Markus Pacher, Rheinpfalz, 11. Juni 2023
„Was für ein herrlicher Anblick: Ian Fountain, der große Tastenheld des Hambacher Musikfestes, nunmehr zum neunten Mal als Gastinterpret mit von der Partie, umringt von vier international renommierten Bläsern. Die Aufführung von Beethovens Bläserquintett Es-Dur war schon für 2020 anlässlich dessen 250. Geburtstags geplant, der dann wegen Corona nicht gebührend gefeiert werden konnte. Umso erfreulicher, dass Nick Deutsch (Oboe), Thorsten Johanns (Klarinette), Johannes Hinterholzer (Horn), Bence Bogányi (Fagott) und Ian Fountain (Klavier) allesamt auch in diesem Jahr Zeit gefunden hatten, diesen kammermusikalischen Meilenstein in der ursprünglich vorgesehenen Besetzung glanzvoll zur Aufführung zu bringen.
Wie kein anderer beherrscht Fountain es, die Tasten zum Singen zu bringen. Butterweich war sein Anschlag im Andante Cantabile, als er einsam die Melodie anstimmte und damit den ihm folgenden Bläsern eine Steilvorlage für hochemotionales kammermusikalisches Musizieren bot. Überhaupt handelt es sich bei dem besagten Klavierquintett eigentlich um ein Klavierkonzert. Umso erstaunlicher, wie es Fountain schaffte, dem exponierten Part seinen gebührenden Raum zu geben, ohne sich selbst in den Vordergrund zu spielen.
Repräsentativ sollte ein Festkonzert sein und wie gelänge dies besser als mit einem Brückenschlag zum englischen Königshaus. „God save the King“ dürfen wir seit ein paar Monaten sagen und das Mandelring Quartett gratuliert König Charles mit der Wiedergabe von Onslows Streichquartett G-Dur op.9/1, in dessen zweiter Satz der Franzose die berühmte englische Hymne zum Erklingen bringt. Der große Beethoven und der kleine Onslow? Die Interpretation des Mandelring Quartetts straft diesem Klischee Lügen – das wissen wir spätestens seit der Referenzeinspielung, die das Spitzenquartett der staunenden Musikwelt hinterlassen hat und die die Klassikfreunde an diesem Abend gleich einer rundum perfektionierten Hochglanzaufführung live erleben durften.

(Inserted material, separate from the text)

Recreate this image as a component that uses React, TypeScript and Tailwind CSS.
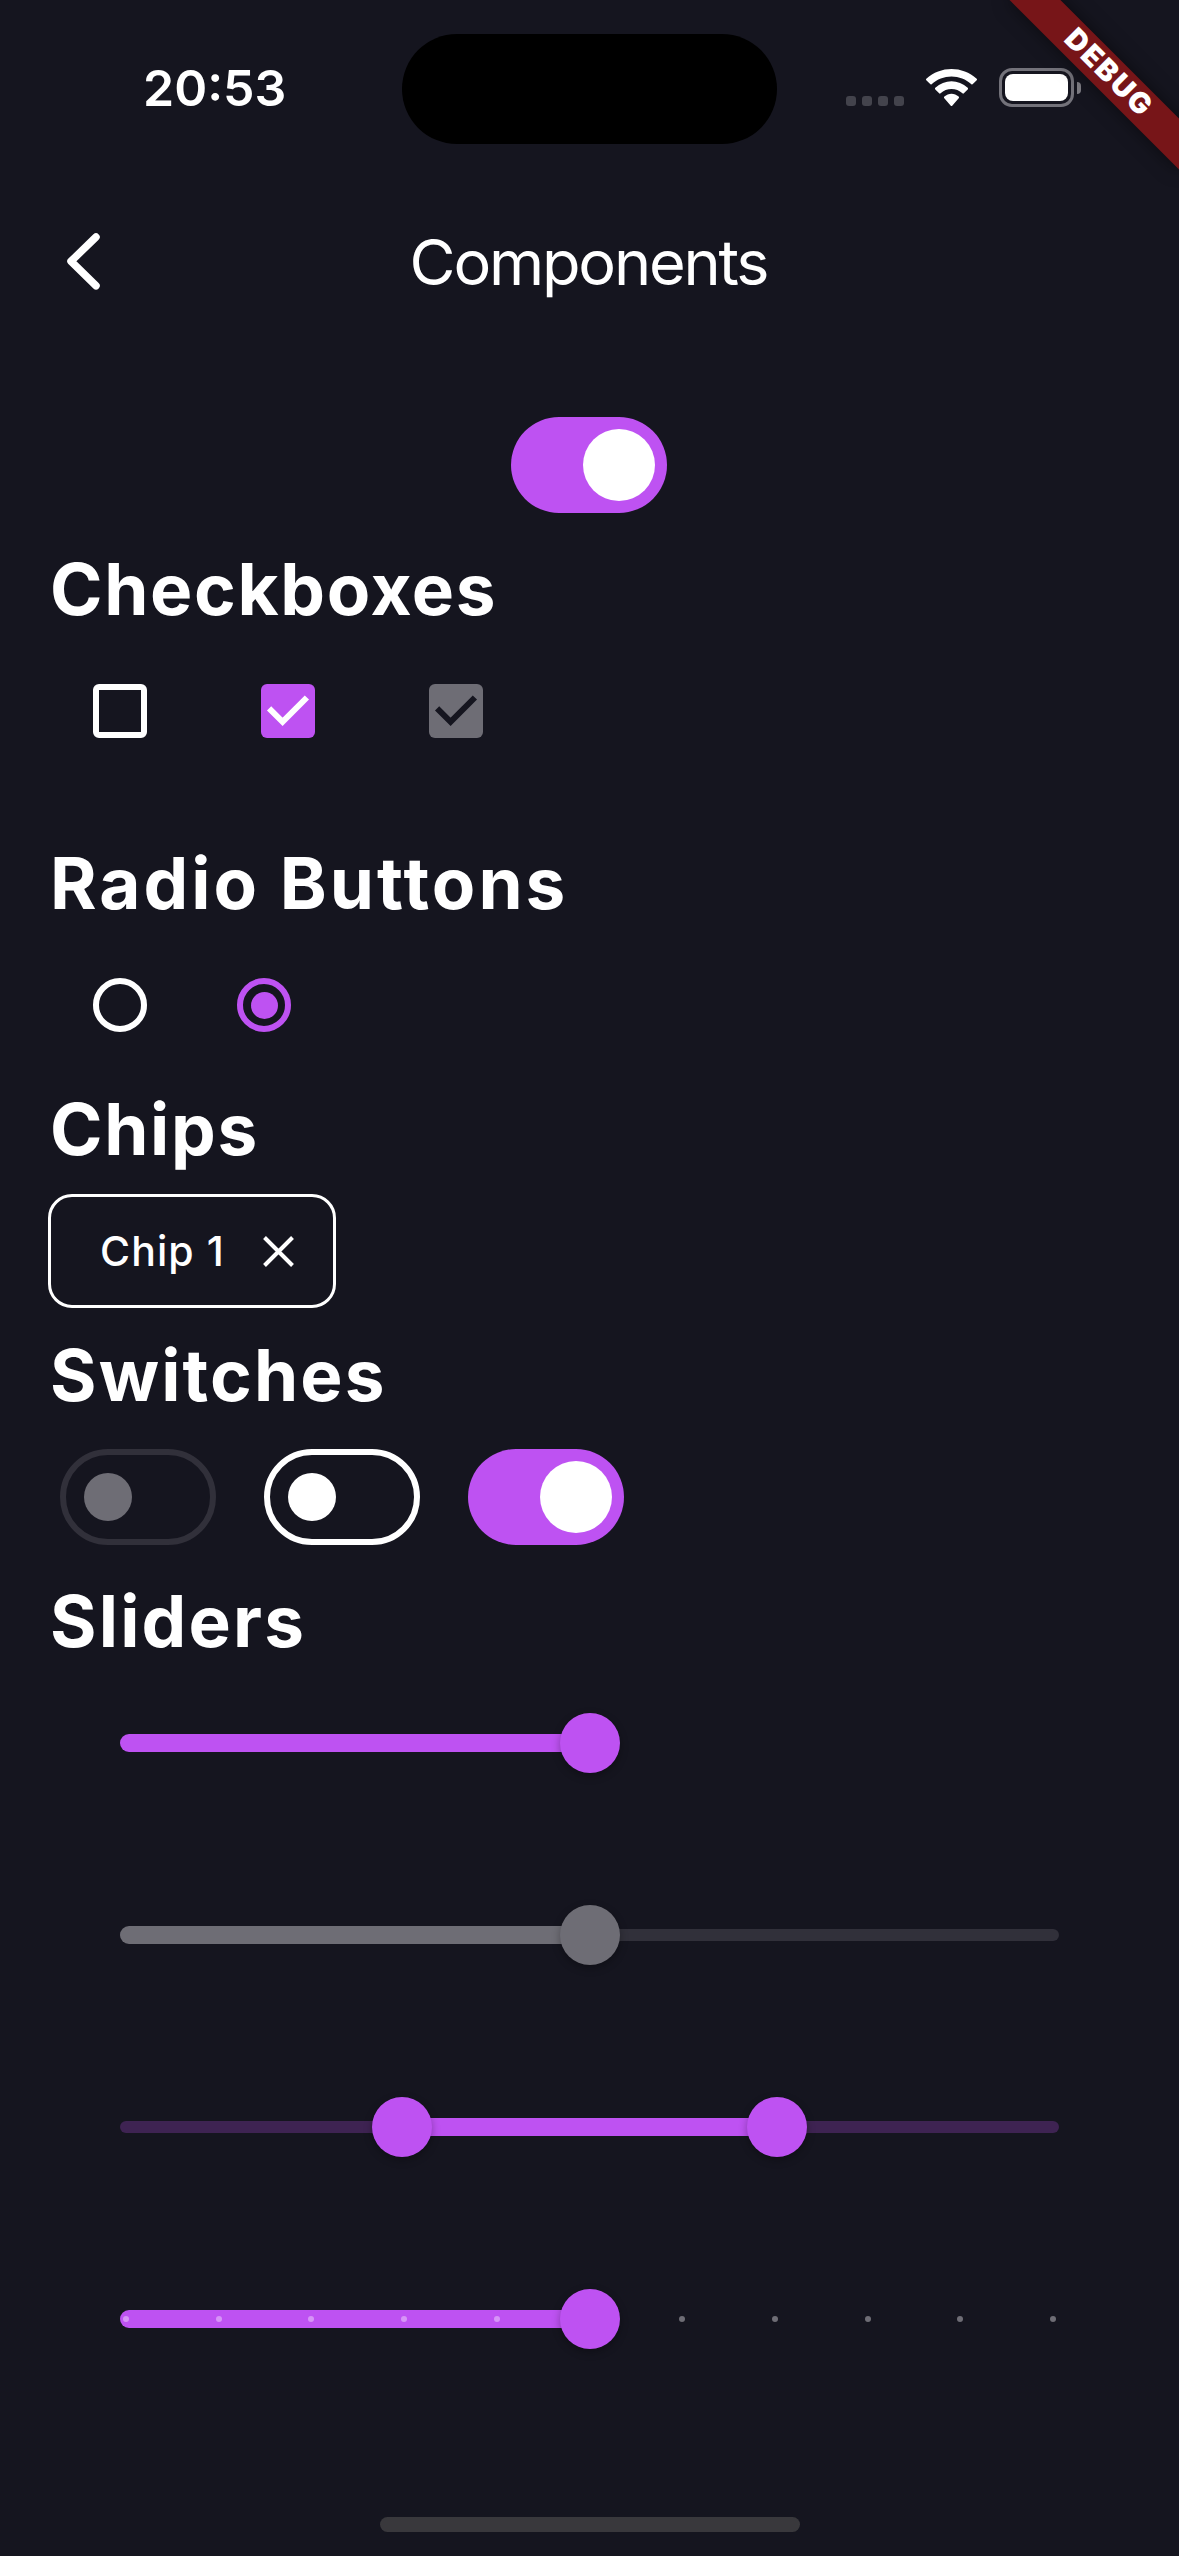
import type { ReactNode } from 'react';

const WIFI_PATH =
  'M8.5713 2.46628C11.0584 2.46639 13.4504 3.38847 15.2529 5.04195C15.3887 5.16963 15.6056 5.16802 15.7393 5.03834L17.0368 3.77487C17.1045 3.70911 17.1422 3.62004 17.1417 3.52735C17.1411 3.43467 17.1023 3.34603 17.0338 3.28104C12.3028 -1.09368 4.83907 -1.09368 0.108056 3.28104C0.039524 3.34598 0.000639766 3.4346 0 3.52728C-0.000624118 3.61996 0.0370483 3.70906 0.104689 3.77487L1.40255 5.03834C1.53615 5.16822 1.75327 5.16983 1.88893 5.04195C3.69167 3.38836 6.08395 2.46628 8.5713 2.46628ZM8.56795 6.68656C9.92527 6.68647 11.2341 7.19821 12.2403 8.12234C12.3763 8.25347 12.5907 8.25063 12.7234 8.11594L14.0106 6.79679C14.0784 6.7276 14.116 6.63373 14.115 6.5362C14.114 6.43866 14.0746 6.34561 14.0054 6.27781C10.9416 3.38819 6.19688 3.38819 3.13305 6.27781C3.06384 6.34561 3.02435 6.43871 3.02345 6.53628C3.02254 6.63384 3.06028 6.72768 3.12822 6.79679L4.41513 8.11594C4.54778 8.25063 4.76215 8.25347 4.89823 8.12234C5.90368 7.19882 7.21152 6.68713 8.56795 6.68656ZM11.0924 9.48011C11.0943 9.58546 11.0572 9.68703 10.9899 9.76084L8.81327 12.2156C8.74946 12.2877 8.66247 12.3283 8.5717 12.3283C8.48093 12.3283 8.39394 12.2877 8.33013 12.2156L6.15315 9.76084C6.08585 9.68697 6.04884 9.58537 6.05085 9.48002C6.05285 9.37467 6.09367 9.27491 6.16381 9.20429C7.55441 7.89186 9.58899 7.89186 10.9796 9.20429C11.0497 9.27497 11.0904 9.37476 11.0924 9.48011Z';

function StatusBar() {
  return (
    <div className="flex h-[177px] items-start pt-[34px]">
      <div className="w-[402px] pl-[143px] text-[50px] font-semibold leading-[108px]">20:53</div>
      <div className="h-[110px] w-[375px] rounded-full bg-black" />
      <div className="flex h-[107px] items-center pl-[69px]">
        <div className="mt-[27px] flex gap-[6px]">
          {[0, 1, 2, 3].map((i) => (
            <span key={i} className="size-[10px] rounded-[3px] bg-[#43434c]" />
          ))}
        </div>
        <svg className="ml-[22px] h-[37px] w-[51px]" viewBox="0 0 17.14 12.33" preserveAspectRatio="none" fill="white">
          <path d={WIFI_PATH} />
        </svg>
        <div className="ml-[22px] h-[39px] w-[75px] rounded-[13px] border-[3px] border-[#73727a] p-[3px]">
          <div className="h-full rounded-[8px] bg-white" />
        </div>
        <div className="ml-[3px] h-[12px] w-[4px] rounded-r-full bg-[#7e7d84]" />
      </div>
    </div>
  );
}

function AppBar() {
  return (
    <header className="flex h-[168px] items-center">
      <button className="flex h-full w-[168px] items-center pl-[66px]" aria-label="Back">
        <svg className="h-[57px] w-[34px]" viewBox="0 0 34 57" fill="none" stroke="white" strokeWidth="7.5" strokeLinecap="round" strokeLinejoin="round">
          <path d="M30 4 L5 28.3 L30 52.8" />
        </svg>
      </button>
      <h1 className="flex-1 pr-[2px] pt-[2px] text-center text-[63px] font-normal leading-[168px] tracking-[-2.2px]">Components</h1>
      <div className="w-[168px]" />
    </header>
  );
}

function Heading({ spacing, children }: { spacing: string; children: ReactNode }) {
  return <h2 className={`h-[102px] pl-[2px] text-[71px] font-bold leading-[104px] ${spacing}`}>{children}</h2>;
}

function SwitchOn() {
  return (
    <div className="flex h-[96px] w-[156px] items-center justify-end rounded-full bg-[#be52f2] pr-[12px]">
      <div className="size-[72px] rounded-full bg-white" />
    </div>
  );
}

function SwitchOff({ disabled }: { disabled?: boolean }) {
  return (
    <div
      className={`flex h-[96px] w-[156px] items-center rounded-full border-[6px] pl-[18px] ${
        disabled ? 'border-[#31303a]' : 'border-white'
      }`}
    >
      <div className={`size-[48px] rounded-full ${disabled ? 'bg-[#6e6d75]' : 'bg-white'}`} />
    </div>
  );
}

function Cell({ children }: { children: ReactNode }) {
  return <div className="flex size-[144px] items-center justify-center">{children}</div>;
}

function Checked({ box, mark }: { box: string; mark: string }) {
  return (
    <div className={`size-[54px] rounded-[6px] ${box}`}>
      <svg className="size-[54px]" viewBox="0 0 54 54" fill="none" stroke={mark} strokeWidth="6">
        <path d="M8.1 24.3 L21.6 37.8 L45.9 13.5" />
      </svg>
    </div>
  );
}

type SliderProps = {
  from?: number;
  to: number;
  active: string;
  inactive?: string;
  range?: boolean;
  ticks?: boolean;
};

function Thumb({ at, color }: { at: number; color: string }) {
  return (
    <div
      className={`absolute top-1/2 size-[60px] -translate-x-1/2 -translate-y-1/2 rounded-full shadow-[0_3px_8px_rgba(0,0,0,0.3)] ${color}`}
      style={{ left: `${at}%` }}
    />
  );
}

function Slider({ from = 0, to, active, inactive = '', range, ticks }: SliderProps) {
  return (
    <div className="px-[72px]">
      <div className="relative flex h-[144px] items-center">
        <div className={`h-[12px] w-full rounded-full ${inactive}`} />
        <div
          className={`absolute top-[63px] h-[18px] ${range ? '' : 'rounded-l-full'} ${active}`}
          style={{ left: `${from}%`, width: `${to - from}%` }}
        />
        {ticks && (
          <div className="absolute inset-x-[3px] top-[69px] flex justify-between">
            {Array.from({ length: 11 }, (_, i) => (
              <span key={i} className={`size-[6px] rounded-full ${i <= 5 ? 'bg-[#d794f7]' : 'bg-[#6e6d75]'}`} />
            ))}
          </div>
        )}
        {range && <Thumb at={from} color={active} />}
        <Thumb at={to} color={active} />
      </div>
    </div>
  );
}

function DebugBanner() {
  return (
    <div className="pointer-events-none absolute right-0 top-0 size-[240px] overflow-hidden">
      <div className="absolute right-[-48px] top-[54px] h-[36px] w-[240px] rotate-45 bg-[#771518] pl-[4px] text-center text-[29px] font-black leading-[34px] tracking-[2px] shadow-[0_0_18px_rgba(0,0,0,0.5)]">
        DEBUG
      </div>
    </div>
  );
}

export default function App() {
  return (
    <div className="relative flex h-[2556px] w-[1179px] flex-col overflow-hidden bg-[#15151f] font-['Inter',sans-serif] text-white">
      <StatusBar />
      <AppBar />
      <main className="flex flex-1 flex-col px-[48px] pt-[48px]">
        <div className="flex h-[144px] items-center justify-center pr-px">
          <SwitchOn />
        </div>

        <Heading spacing="tracking-[1.65px]">Checkboxes</Heading>
        <div className="mb-[48px] flex gap-6">
          <Cell>
            <div className="size-[54px] rounded-[6px] border-[6px] border-white" />
          </Cell>
          <Cell>
            <Checked box="bg-[#be52f2]" mark="#ffffff" />
          </Cell>
          <Cell>
            <Checked box="bg-[#6e6d75]" mark="#15151f" />
          </Cell>
        </div>

        <Heading spacing="tracking-[3px]">Radio Buttons</Heading>
        <div className="flex">
          <Cell>
            <div className="size-[54px] rounded-full border-[6px] border-white" />
          </Cell>
          <Cell>
            <div className="flex size-[54px] items-center justify-center rounded-full border-[6px] border-[#be52f2]">
              <div className="size-[27px] rounded-full bg-[#be52f2]" />
            </div>
          </Cell>
        </div>

        <Heading spacing="tracking-[1.7px]">Chips</Heading>
        <div className="flex h-[144px] items-center">
          <div className="flex h-[114px] w-[288px] items-center rounded-[24px] border-[3px] border-white pl-[49px]">
            <span className="w-[163px] text-[41px] font-[450] leading-[108px] tracking-[1.1px]">Chip 1</span>
            <svg className="size-[31px]" viewBox="0 0 31 31" fill="none" stroke="white" strokeWidth="4">
              <path d="M1.5 1.5 L29.5 29.5 M29.5 1.5 L1.5 29.5" />
            </svg>
          </div>
        </div>

        <Heading spacing="tracking-[2.15px]">Switches</Heading>
        <div className="flex h-[144px] items-center gap-[48px] pl-[12px]">
          <SwitchOff disabled />
          <SwitchOff />
          <SwitchOn />
        </div>

        <Heading spacing="tracking-[2.2px]">Sliders</Heading>
        <div className="flex flex-col gap-[48px]">
          <Slider to={50} active="bg-[#be52f2]" />
          <Slider to={50} active="bg-[#6e6d75]" inactive="bg-[#31303a]" />
          <Slider from={30} to={70} active="bg-[#be52f2]" inactive="bg-[#3e2352]" range />
          <Slider to={50} active="bg-[#be52f2]" ticks />
        </div>
      </main>
      <div className="mb-[24px] h-[15px] w-[420px] self-center rounded-full bg-[#39383c]" />
      <DebugBanner />
    </div>
  );
}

Elf Interpreten mit 13 Zugaben
Kammermusik im XXL-Format dann nach der Pause: Mit dem Nonett F-Dur von Louis Spohr versammelte sich die größte Formation des Festivals auf der Bühne. Sieben schwarz gekleidete Männer flankiert von zwei faszinierenden Damen, die in diesem und fast allen anderen Konzerten ganz viel Farbe und gute Laune ins Geschehen brachten und ein vergleichsweise üppiges Pensum bewältigten mussten. Die Rede ist von Nanette Schmidt und Wally Hase, zwei großartige Künstlerinnen, die seit Jahren eine enge musikalische und persönliche Freundschaft verbindet. Bei Spohr treten sie als wichtige Impulsgeberinnen in Erscheinung, ermöglichen einen reibungslosen Ablauf des komplexen, klangfarblich äußerst facettenreichen musikalischen Geschehens mit seinen unterschiedlichen Streicher- und Bläsercharakteren. Welch ein Hörgenuss!